* **Required task**
Using the listing below, set down each line from the line containing "Rebuild this screenshot" through the line containing "const [score, setScore] = useState(9);", both ends included, exactly and with nothing added.

== Exercise material ==

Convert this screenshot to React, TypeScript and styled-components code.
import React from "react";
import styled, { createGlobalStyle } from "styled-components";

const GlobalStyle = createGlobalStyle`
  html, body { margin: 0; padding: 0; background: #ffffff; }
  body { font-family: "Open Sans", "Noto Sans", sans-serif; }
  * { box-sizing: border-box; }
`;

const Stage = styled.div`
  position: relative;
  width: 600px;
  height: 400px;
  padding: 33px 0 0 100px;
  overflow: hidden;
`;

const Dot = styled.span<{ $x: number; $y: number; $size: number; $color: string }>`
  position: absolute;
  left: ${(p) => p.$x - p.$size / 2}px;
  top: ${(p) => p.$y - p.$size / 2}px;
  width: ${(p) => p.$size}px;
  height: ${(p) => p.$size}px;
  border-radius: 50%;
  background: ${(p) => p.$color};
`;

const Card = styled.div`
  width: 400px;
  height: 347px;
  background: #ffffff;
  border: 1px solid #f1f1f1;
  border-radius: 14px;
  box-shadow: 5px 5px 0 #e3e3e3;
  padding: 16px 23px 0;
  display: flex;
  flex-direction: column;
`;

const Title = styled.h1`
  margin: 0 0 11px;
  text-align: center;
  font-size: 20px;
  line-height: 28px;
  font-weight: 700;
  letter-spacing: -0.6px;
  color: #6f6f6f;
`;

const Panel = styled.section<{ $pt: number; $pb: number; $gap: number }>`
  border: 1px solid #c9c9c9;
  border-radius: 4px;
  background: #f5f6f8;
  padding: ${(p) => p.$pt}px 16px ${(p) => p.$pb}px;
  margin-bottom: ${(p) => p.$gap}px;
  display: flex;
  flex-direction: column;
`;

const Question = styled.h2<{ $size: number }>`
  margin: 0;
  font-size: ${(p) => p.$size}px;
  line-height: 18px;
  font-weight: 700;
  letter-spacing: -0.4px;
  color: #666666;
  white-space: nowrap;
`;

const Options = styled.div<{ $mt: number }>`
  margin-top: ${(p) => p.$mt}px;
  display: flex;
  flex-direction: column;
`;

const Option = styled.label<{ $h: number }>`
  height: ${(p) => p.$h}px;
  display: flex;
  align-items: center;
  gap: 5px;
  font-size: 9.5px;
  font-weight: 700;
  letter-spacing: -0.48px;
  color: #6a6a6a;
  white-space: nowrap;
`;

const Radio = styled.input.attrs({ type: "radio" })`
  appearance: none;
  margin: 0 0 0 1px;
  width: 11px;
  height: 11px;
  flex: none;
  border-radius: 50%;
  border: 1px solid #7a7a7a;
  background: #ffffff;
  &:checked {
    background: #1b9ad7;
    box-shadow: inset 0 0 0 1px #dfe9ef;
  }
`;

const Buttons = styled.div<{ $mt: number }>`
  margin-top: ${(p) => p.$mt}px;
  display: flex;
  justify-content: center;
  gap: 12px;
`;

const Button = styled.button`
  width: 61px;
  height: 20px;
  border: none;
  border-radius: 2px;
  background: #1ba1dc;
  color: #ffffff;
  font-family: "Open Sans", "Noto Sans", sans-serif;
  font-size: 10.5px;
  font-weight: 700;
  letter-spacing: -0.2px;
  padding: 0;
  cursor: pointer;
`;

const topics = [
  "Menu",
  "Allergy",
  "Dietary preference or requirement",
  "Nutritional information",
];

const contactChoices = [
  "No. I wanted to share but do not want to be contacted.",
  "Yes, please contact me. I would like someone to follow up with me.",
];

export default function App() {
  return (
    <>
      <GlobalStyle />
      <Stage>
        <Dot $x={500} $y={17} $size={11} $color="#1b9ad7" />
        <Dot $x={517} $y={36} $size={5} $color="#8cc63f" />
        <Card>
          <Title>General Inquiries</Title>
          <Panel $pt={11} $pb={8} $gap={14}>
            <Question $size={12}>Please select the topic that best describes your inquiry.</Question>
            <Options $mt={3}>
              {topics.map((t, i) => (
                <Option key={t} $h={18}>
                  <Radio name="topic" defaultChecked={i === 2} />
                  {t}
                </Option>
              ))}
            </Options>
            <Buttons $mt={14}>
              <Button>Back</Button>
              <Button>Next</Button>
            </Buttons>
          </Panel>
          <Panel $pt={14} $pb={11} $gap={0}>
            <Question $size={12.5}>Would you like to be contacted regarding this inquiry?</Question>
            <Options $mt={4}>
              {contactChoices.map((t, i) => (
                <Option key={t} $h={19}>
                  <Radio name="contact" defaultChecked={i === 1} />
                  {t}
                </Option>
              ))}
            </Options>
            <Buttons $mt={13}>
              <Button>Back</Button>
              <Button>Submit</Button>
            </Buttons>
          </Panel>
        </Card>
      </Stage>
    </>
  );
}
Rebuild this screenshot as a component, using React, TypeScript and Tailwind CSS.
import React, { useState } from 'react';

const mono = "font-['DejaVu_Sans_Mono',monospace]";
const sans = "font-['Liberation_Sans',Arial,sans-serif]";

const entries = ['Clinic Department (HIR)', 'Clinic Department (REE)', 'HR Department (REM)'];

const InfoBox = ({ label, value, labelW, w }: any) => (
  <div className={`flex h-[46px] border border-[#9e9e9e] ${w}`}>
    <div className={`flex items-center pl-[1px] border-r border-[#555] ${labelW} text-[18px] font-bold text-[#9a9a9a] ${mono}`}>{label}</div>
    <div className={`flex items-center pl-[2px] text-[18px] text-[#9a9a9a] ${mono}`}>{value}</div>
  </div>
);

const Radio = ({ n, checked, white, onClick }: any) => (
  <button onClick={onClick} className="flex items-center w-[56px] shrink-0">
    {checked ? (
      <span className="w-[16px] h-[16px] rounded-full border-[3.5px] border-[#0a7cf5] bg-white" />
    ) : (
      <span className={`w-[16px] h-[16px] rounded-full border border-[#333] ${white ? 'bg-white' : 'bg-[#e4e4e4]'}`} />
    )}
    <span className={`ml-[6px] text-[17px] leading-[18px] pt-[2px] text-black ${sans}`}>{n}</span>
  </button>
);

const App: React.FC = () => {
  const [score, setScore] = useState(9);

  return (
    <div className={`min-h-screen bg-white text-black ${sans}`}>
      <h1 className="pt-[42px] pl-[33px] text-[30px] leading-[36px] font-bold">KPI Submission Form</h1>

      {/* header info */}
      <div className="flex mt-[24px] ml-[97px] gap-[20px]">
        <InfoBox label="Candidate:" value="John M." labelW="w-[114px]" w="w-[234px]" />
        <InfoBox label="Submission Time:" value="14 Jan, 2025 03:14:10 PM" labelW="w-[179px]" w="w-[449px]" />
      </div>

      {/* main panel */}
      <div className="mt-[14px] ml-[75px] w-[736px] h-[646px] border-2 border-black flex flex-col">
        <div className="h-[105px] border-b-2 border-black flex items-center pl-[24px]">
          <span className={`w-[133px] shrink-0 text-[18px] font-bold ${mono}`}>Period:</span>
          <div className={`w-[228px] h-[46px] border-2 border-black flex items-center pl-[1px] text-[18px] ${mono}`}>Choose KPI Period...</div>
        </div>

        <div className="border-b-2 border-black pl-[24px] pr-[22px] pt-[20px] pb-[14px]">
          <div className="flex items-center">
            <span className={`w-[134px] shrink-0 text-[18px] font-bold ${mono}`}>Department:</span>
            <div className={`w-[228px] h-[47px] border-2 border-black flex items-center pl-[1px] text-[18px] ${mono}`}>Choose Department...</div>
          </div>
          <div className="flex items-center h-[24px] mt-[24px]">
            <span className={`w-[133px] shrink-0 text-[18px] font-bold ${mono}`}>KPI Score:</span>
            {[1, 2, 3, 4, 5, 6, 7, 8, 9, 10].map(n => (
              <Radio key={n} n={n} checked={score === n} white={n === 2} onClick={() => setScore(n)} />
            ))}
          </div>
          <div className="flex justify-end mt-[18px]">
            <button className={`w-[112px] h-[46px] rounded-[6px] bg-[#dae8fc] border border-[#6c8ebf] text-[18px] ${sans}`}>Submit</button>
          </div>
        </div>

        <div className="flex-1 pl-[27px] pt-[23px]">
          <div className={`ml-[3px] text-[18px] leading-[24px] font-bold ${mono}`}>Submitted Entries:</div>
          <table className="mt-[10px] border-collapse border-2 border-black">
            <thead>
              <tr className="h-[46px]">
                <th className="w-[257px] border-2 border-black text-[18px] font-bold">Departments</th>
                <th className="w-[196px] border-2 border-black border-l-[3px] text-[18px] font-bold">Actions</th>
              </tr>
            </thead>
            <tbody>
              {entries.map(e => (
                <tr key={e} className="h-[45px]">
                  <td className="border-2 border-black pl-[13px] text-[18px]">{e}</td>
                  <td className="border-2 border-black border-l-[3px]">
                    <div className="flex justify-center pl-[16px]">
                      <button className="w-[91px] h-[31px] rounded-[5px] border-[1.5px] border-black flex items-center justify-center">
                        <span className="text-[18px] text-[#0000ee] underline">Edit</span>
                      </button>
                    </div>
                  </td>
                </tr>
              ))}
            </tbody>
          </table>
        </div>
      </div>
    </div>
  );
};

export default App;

===

* **Written response**
Rebuild this screenshot as a component, using React, TypeScript and Tailwind CSS.
import React, { useState } from 'react';

const mono = "font-['DejaVu_Sans_Mono',monospace]";
const sans = "font-['Liberation_Sans',Arial,sans-serif]";

const entries = ['Clinic Department (HIR)', 'Clinic Department (REE)', 'HR Department (REM)'];

const InfoBox = ({ label, value, labelW, w }: any) => (
  <div className={`flex h-[46px] border border-[#9e9e9e] ${w}`}>
    <div className={`flex items-center pl-[1px] border-r border-[#555] ${labelW} text-[18px] font-bold text-[#9a9a9a] ${mono}`}>{label}</div>
    <div className={`flex items-center pl-[2px] text-[18px] text-[#9a9a9a] ${mono}`}>{value}</div>
  </div>
);

const Radio = ({ n, checked, white, onClick }: any) => (
  <button onClick={onClick} className="flex items-center w-[56px] shrink-0">
    {checked ? (
      <span className="w-[16px] h-[16px] rounded-full border-[3.5px] border-[#0a7cf5] bg-white" />
    ) : (
      <span className={`w-[16px] h-[16px] rounded-full border border-[#333] ${white ? 'bg-white' : 'bg-[#e4e4e4]'}`} />
    )}
    <span className={`ml-[6px] text-[17px] leading-[18px] pt-[2px] text-black ${sans}`}>{n}</span>
  </button>
);

const App: React.FC = () => {
  const [score, setScore] = useState(9);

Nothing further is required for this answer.